# PROBLEM DETAILS:
Determine which lines of the records include the word "would", and copy them.

(Web page code records)

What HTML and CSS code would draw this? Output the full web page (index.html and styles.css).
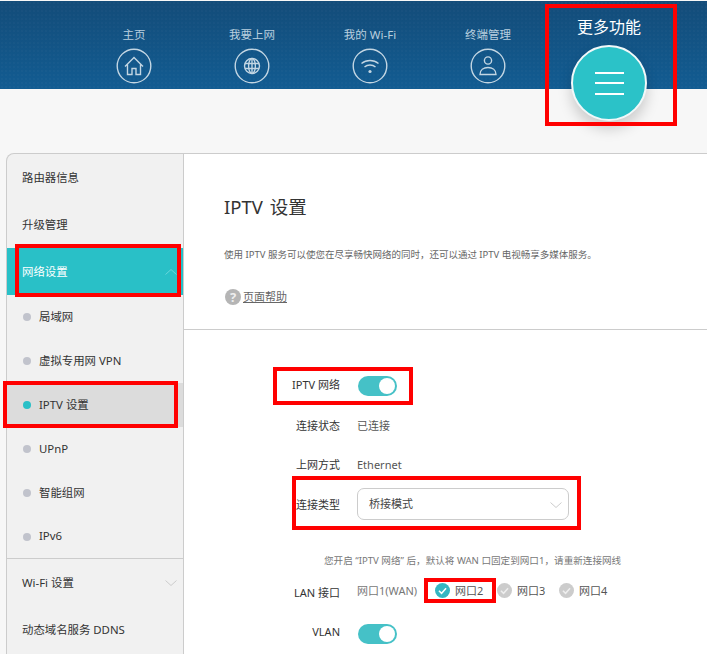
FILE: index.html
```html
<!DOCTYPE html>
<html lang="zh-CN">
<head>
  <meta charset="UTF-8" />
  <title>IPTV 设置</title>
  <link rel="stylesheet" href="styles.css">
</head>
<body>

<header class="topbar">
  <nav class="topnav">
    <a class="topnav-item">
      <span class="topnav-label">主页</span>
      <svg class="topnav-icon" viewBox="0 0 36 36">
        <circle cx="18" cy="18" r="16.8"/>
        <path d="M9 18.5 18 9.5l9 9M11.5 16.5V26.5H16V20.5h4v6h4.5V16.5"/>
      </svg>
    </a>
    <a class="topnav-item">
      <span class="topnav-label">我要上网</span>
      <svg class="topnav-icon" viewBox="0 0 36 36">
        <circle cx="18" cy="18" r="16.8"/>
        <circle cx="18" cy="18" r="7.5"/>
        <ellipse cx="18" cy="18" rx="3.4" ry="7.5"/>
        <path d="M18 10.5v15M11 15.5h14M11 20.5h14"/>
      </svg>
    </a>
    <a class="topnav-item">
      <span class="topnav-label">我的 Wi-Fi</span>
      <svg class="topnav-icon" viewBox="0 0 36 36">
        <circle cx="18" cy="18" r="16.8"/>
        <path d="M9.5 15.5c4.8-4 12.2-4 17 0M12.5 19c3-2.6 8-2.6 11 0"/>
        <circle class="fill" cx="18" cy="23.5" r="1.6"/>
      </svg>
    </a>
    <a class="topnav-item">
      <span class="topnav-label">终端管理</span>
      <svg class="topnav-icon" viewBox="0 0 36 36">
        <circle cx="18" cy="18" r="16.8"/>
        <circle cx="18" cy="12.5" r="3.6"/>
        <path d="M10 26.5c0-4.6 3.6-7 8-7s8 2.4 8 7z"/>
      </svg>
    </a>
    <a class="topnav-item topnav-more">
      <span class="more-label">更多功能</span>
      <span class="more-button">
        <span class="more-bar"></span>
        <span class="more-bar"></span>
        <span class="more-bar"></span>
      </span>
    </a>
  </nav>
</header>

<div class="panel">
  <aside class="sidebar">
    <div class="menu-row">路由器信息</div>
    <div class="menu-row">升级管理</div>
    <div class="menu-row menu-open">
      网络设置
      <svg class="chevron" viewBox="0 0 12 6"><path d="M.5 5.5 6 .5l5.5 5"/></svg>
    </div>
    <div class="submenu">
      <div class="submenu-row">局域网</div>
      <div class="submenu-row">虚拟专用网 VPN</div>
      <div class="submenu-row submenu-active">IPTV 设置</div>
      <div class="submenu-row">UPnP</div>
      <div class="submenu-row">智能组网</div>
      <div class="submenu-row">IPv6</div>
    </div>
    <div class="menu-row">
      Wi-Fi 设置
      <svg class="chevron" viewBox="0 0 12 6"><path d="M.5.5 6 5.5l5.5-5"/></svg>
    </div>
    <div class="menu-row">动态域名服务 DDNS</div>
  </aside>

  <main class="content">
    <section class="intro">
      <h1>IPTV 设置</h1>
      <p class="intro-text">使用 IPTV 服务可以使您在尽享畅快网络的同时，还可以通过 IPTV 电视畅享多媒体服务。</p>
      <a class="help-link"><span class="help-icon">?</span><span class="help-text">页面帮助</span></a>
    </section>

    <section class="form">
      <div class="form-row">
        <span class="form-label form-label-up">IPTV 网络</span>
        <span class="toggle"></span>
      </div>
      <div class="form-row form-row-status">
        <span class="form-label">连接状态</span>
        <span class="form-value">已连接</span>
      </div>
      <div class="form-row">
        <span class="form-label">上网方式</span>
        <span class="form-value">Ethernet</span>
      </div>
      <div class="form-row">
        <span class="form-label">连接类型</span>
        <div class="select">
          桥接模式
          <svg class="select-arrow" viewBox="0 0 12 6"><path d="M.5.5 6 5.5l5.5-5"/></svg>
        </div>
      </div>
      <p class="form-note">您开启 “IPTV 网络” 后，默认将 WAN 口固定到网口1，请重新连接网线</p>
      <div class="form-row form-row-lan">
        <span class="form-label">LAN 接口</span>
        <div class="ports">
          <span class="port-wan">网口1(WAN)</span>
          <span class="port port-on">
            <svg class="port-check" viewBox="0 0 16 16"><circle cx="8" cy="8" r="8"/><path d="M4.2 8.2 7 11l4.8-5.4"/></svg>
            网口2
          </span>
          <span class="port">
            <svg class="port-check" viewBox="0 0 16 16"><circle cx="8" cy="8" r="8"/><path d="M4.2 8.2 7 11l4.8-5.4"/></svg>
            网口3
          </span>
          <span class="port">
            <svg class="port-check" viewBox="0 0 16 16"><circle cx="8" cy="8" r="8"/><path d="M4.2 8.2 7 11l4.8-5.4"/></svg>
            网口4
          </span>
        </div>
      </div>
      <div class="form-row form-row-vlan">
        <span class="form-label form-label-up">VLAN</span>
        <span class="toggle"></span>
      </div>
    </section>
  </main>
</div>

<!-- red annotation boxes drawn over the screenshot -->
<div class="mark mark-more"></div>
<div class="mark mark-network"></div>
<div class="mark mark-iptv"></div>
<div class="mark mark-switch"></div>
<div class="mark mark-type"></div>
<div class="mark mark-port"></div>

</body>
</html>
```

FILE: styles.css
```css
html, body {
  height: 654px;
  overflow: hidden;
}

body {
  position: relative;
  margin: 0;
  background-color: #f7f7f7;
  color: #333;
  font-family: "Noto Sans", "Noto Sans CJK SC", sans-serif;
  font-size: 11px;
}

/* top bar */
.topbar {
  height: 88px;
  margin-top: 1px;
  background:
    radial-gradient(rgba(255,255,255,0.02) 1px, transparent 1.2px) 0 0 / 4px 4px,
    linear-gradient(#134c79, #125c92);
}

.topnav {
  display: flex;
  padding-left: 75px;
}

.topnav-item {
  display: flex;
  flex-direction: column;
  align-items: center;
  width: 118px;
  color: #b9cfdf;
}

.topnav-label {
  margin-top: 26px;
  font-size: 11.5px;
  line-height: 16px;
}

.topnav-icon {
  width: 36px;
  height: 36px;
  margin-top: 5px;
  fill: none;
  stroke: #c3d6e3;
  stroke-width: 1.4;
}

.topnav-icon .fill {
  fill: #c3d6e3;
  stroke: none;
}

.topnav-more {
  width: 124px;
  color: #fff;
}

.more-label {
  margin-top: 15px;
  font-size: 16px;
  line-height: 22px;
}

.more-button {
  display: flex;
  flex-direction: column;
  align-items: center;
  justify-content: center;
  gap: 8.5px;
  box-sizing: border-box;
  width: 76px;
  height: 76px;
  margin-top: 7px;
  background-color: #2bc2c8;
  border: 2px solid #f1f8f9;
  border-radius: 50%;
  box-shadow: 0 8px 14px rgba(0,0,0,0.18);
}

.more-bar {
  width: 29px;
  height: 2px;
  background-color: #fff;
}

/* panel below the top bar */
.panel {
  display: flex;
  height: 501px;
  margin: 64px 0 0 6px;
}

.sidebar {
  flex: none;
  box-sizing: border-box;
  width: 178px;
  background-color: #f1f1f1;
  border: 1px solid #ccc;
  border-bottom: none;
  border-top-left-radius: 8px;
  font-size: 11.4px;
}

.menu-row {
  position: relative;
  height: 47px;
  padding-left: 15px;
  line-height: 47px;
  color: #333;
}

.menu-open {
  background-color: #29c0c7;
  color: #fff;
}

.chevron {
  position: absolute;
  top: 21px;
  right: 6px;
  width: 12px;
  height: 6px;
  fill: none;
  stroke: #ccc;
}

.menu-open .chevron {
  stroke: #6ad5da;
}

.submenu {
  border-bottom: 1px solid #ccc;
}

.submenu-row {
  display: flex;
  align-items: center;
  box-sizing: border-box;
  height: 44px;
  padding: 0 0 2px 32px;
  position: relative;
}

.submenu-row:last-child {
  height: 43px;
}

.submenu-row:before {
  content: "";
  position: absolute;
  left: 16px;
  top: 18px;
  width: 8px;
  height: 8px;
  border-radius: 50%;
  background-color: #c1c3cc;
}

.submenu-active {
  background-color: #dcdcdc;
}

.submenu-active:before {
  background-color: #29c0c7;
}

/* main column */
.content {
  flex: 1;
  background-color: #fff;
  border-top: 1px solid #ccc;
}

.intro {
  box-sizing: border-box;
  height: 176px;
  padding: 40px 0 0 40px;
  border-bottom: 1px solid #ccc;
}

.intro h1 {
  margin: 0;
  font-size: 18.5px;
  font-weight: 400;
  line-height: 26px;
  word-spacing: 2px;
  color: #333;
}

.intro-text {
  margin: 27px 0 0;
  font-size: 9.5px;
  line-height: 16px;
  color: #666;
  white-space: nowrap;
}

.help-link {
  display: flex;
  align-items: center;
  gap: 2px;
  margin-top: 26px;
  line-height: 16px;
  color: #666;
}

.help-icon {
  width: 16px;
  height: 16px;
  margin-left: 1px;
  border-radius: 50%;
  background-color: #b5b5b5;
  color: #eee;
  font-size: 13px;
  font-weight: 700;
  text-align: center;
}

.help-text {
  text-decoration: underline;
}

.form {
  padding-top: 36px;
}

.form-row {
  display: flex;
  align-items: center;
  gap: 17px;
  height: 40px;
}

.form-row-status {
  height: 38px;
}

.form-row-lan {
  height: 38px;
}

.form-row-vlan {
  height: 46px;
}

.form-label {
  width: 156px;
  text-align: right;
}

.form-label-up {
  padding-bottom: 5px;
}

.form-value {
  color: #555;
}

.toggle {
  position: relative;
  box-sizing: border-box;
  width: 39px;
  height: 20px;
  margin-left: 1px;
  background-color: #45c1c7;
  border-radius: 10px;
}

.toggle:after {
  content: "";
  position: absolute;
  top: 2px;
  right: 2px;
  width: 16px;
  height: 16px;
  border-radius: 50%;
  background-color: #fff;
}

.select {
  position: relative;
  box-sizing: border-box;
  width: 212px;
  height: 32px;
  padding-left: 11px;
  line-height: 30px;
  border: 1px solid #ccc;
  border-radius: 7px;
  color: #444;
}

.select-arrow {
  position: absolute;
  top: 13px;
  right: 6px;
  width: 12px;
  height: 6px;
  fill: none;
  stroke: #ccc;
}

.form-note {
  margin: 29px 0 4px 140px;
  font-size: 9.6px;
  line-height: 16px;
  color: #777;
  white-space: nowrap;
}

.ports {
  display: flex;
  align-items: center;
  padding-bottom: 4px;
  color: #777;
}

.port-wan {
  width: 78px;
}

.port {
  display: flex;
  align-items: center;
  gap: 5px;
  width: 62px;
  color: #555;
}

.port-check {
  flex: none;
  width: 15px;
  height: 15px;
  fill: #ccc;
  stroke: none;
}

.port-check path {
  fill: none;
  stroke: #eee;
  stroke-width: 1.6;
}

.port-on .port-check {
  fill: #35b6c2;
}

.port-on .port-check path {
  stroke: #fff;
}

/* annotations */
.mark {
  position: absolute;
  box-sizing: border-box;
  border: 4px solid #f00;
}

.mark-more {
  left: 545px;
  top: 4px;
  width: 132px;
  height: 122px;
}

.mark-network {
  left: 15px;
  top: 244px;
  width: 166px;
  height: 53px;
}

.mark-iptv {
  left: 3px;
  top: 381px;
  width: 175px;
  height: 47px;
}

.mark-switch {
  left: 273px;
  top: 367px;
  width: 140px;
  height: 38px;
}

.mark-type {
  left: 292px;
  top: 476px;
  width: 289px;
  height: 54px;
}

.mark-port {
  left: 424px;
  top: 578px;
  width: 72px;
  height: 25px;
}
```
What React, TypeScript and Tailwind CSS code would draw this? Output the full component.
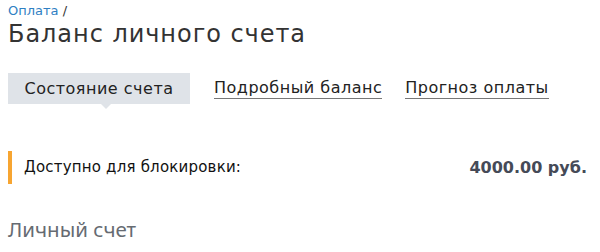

# REPLY TO THE EXERCISE:
What HTML and CSS code would draw this? Output the full web page (index.html and styles.css).
What React, TypeScript and Tailwind CSS code would draw this? Output the full component.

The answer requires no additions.